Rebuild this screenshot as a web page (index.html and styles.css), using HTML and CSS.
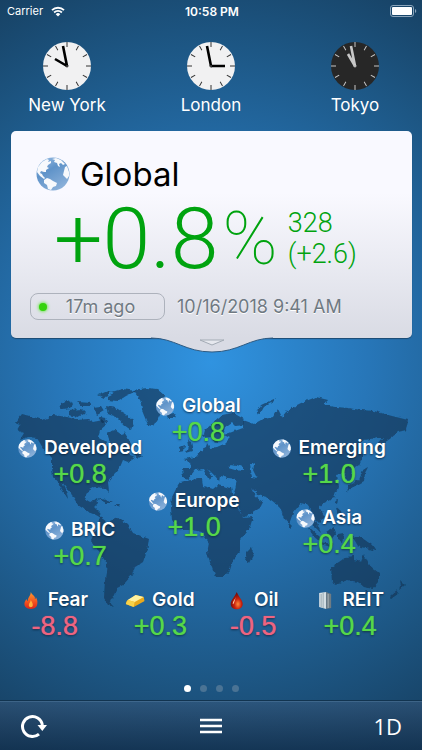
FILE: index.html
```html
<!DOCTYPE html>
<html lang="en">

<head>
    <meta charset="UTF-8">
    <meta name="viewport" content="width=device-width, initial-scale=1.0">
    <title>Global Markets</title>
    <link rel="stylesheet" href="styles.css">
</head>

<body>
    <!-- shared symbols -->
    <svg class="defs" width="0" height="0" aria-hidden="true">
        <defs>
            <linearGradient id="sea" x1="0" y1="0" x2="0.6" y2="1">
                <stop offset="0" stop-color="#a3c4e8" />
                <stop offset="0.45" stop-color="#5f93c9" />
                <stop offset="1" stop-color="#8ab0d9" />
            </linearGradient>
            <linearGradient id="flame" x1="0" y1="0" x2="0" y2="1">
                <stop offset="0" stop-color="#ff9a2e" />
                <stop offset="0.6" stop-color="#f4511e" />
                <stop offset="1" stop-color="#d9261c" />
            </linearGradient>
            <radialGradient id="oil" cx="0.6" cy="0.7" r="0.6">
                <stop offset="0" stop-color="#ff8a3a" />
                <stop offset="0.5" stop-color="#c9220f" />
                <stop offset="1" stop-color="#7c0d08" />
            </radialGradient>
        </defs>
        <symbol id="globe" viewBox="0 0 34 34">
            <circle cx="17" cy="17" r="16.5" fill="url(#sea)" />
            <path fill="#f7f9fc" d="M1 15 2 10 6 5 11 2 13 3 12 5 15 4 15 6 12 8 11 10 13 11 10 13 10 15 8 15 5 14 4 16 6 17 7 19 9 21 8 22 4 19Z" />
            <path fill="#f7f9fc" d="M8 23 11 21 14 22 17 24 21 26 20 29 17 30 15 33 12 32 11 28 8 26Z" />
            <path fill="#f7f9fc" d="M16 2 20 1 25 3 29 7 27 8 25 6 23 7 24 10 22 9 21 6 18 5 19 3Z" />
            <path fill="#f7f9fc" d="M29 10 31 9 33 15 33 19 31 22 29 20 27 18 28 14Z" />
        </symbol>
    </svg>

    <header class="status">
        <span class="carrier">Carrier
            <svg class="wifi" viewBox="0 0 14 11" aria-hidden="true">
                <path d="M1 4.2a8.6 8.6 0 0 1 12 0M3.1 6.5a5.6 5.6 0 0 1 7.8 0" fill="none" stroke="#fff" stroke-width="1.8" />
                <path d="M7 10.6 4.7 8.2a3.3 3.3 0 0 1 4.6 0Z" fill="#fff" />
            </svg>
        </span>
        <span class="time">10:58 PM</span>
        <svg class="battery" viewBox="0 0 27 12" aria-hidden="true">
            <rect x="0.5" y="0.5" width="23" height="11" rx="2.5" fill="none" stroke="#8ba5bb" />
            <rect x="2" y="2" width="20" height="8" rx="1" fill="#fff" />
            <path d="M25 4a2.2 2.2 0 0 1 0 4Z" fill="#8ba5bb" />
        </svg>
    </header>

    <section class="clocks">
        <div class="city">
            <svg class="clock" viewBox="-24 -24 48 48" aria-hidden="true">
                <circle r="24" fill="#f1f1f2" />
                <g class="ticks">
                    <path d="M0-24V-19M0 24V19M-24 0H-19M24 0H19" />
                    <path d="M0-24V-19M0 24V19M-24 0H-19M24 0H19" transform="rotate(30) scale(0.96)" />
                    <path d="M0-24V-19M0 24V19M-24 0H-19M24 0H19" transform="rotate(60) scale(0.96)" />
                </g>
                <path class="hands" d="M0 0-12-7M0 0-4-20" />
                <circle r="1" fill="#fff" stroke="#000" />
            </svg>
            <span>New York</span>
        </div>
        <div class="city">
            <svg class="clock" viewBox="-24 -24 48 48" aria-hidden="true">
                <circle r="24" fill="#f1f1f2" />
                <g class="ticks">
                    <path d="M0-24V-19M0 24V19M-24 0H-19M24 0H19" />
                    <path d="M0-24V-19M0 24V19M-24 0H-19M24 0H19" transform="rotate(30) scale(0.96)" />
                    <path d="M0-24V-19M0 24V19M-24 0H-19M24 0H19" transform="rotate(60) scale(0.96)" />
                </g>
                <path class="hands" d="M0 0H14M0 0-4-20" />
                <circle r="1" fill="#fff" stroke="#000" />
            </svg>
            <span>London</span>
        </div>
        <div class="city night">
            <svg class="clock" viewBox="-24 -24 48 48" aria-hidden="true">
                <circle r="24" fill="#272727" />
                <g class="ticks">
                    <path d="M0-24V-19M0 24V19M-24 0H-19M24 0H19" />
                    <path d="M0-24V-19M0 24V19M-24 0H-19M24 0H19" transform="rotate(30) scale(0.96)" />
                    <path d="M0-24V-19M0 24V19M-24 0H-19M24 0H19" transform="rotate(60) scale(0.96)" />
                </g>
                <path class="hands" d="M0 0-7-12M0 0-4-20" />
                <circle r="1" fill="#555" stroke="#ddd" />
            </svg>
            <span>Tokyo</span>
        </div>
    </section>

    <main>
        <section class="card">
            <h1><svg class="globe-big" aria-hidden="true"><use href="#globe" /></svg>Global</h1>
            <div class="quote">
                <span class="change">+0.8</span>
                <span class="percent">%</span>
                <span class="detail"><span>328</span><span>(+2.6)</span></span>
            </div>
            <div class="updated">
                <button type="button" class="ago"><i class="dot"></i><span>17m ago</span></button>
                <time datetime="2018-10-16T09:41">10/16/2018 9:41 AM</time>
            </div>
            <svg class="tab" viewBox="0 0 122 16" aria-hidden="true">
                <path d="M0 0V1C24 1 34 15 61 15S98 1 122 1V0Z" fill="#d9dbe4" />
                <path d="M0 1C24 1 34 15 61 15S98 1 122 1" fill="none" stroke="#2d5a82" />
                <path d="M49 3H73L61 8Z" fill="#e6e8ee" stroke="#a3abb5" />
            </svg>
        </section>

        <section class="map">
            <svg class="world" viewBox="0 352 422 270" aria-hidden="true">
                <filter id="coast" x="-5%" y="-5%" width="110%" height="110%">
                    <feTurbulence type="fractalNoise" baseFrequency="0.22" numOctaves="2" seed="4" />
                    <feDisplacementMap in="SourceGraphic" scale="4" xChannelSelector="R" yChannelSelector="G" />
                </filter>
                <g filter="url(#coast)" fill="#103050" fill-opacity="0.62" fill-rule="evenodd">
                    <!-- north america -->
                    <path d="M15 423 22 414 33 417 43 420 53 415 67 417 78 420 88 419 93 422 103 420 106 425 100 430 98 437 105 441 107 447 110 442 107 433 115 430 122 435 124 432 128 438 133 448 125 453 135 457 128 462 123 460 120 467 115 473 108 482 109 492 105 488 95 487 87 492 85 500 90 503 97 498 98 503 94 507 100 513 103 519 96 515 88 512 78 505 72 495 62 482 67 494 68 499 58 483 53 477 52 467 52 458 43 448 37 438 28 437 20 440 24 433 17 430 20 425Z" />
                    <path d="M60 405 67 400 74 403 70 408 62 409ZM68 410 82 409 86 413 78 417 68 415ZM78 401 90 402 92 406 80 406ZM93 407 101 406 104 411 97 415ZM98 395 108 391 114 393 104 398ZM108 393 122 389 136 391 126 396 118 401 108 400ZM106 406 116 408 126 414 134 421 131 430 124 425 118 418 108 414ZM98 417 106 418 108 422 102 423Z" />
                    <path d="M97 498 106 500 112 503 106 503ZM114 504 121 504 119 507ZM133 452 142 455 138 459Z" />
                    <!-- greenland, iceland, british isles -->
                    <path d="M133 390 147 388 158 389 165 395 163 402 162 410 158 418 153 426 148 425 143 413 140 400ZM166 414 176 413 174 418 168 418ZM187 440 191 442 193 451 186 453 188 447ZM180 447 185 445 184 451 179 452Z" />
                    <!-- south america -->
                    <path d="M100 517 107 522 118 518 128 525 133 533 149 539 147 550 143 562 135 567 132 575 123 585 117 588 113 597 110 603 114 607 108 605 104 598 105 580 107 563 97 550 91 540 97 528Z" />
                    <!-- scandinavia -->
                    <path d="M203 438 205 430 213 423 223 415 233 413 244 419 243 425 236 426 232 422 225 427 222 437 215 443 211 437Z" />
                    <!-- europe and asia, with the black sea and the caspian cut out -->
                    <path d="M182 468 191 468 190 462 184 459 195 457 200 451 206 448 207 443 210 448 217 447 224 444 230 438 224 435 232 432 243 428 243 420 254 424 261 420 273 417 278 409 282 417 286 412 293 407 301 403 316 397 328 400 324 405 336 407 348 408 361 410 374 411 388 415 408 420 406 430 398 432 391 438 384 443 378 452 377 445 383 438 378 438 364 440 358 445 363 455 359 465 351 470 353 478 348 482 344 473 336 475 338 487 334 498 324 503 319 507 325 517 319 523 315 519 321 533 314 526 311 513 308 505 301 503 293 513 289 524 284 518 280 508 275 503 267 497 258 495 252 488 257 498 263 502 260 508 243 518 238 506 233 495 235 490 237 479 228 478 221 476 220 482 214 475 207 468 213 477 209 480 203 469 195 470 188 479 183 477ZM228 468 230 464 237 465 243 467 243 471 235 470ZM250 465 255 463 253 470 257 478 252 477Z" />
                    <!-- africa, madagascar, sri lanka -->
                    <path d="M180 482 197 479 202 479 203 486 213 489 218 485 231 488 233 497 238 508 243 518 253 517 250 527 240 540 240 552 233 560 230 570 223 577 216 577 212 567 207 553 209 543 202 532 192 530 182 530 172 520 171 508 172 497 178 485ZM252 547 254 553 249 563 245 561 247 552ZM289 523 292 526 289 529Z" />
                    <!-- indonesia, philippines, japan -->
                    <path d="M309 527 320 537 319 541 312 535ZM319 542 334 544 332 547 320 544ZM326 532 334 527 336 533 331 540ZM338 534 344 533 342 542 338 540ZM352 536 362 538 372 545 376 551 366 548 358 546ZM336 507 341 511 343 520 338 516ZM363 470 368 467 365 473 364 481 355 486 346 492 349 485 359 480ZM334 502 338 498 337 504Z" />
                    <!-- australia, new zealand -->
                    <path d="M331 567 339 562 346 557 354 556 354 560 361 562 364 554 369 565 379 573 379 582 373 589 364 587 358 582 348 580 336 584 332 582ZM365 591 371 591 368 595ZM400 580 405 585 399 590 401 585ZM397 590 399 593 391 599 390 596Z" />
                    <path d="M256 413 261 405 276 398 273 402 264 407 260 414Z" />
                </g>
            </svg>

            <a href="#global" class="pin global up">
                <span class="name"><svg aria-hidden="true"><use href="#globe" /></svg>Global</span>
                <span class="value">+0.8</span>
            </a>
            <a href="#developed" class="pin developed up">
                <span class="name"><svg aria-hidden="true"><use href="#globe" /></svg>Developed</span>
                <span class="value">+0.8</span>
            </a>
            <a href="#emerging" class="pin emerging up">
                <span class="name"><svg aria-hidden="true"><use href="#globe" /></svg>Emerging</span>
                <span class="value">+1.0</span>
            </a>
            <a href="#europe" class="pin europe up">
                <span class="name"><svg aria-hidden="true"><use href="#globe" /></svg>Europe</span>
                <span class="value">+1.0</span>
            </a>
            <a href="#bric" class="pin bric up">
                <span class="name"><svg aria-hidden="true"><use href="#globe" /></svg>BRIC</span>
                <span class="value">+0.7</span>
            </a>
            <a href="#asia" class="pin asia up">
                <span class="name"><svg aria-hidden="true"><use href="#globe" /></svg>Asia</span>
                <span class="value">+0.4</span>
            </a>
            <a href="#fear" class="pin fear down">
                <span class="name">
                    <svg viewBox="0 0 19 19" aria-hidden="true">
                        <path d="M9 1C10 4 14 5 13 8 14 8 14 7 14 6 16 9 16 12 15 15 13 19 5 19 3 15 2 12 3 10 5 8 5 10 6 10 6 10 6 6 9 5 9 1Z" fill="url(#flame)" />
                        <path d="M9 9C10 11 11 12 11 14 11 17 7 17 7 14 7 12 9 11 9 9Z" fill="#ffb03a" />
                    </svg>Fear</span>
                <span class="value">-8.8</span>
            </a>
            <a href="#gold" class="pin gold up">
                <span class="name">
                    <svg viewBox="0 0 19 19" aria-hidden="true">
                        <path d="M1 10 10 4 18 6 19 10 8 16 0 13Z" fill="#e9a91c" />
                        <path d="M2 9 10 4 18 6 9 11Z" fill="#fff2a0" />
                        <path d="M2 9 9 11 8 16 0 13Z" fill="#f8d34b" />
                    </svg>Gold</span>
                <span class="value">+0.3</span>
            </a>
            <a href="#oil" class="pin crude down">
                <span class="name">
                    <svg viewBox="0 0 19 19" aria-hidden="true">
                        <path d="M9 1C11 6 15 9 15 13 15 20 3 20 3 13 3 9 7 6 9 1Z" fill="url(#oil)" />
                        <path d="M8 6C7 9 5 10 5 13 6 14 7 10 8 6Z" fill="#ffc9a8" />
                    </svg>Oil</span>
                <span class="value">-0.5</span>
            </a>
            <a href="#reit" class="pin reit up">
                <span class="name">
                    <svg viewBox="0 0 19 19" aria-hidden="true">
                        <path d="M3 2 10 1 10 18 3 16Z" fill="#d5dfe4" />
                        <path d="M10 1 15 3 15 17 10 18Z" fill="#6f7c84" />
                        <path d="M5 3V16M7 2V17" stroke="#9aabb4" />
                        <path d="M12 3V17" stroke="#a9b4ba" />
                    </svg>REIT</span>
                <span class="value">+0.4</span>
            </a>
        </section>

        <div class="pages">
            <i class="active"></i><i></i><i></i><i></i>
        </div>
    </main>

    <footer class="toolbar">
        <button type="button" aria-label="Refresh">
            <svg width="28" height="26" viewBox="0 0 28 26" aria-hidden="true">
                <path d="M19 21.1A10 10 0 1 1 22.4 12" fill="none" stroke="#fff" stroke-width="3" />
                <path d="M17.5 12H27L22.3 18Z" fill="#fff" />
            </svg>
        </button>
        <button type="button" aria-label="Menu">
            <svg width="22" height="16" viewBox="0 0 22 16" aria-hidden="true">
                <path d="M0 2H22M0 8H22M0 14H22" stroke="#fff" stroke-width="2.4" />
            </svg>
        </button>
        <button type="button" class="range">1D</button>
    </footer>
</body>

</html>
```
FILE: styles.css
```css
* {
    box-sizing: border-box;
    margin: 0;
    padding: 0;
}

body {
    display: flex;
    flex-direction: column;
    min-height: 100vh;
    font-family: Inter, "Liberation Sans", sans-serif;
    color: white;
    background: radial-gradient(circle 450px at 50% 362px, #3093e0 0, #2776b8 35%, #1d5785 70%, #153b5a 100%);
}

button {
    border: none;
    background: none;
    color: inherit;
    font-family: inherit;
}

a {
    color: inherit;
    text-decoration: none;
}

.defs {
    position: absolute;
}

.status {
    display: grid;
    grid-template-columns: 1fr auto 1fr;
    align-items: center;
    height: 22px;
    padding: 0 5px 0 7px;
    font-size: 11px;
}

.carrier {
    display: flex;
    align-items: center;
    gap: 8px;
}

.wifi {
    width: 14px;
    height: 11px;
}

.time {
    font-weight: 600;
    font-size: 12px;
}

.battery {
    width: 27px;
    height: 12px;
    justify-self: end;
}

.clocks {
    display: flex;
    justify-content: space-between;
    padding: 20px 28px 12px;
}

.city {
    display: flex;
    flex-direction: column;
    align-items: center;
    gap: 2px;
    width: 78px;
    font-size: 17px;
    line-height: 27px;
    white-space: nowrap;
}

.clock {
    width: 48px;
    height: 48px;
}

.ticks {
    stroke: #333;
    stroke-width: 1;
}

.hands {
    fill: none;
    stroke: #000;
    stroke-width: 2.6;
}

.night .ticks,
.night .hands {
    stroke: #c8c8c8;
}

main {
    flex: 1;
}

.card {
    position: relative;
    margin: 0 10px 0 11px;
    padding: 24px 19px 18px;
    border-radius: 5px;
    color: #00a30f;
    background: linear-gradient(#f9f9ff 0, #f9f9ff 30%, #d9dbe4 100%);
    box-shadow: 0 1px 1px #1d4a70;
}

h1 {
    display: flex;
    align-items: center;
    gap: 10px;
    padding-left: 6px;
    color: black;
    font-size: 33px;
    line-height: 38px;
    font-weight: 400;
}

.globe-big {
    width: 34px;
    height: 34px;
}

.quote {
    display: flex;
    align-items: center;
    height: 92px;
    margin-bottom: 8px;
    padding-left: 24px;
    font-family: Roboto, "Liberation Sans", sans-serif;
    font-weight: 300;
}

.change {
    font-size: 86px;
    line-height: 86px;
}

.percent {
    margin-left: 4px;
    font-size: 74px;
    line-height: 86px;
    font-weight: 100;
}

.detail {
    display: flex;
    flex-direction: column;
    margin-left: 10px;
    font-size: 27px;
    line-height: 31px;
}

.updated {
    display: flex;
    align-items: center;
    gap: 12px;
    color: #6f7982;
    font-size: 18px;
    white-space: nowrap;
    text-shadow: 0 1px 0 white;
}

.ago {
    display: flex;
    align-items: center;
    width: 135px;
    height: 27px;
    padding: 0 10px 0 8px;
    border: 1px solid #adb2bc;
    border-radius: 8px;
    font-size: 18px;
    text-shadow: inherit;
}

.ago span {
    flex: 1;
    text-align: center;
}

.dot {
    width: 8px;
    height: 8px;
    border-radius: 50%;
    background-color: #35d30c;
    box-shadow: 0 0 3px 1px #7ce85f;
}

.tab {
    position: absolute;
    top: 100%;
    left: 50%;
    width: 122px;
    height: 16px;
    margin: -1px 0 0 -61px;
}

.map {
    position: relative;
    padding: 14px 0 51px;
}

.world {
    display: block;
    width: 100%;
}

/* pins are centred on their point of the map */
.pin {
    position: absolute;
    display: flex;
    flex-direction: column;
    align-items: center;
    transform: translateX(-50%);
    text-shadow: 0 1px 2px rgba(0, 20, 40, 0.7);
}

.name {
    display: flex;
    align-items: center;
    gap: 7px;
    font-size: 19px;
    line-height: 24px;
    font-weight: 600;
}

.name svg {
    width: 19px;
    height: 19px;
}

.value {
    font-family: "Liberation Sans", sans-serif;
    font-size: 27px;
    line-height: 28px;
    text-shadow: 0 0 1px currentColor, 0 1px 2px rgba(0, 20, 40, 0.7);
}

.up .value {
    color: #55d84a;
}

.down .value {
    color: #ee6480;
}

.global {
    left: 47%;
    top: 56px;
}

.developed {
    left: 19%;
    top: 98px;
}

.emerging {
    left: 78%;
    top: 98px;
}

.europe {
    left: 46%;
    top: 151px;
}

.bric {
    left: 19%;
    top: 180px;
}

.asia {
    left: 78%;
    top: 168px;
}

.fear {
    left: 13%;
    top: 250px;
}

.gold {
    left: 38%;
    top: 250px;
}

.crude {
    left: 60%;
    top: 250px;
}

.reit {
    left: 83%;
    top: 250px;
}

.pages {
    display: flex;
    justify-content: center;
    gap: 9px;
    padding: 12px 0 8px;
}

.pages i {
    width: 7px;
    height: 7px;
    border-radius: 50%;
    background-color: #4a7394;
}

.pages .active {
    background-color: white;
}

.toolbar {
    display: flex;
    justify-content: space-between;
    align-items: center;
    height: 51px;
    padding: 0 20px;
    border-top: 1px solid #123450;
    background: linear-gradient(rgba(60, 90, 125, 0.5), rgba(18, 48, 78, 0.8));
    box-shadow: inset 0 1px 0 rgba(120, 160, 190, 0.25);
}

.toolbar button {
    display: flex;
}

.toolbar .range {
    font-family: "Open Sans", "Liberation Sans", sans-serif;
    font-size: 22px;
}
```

## Exercise brief
State the number of lines holding the word "index" in the listing. Add nothing else.

## Answer
2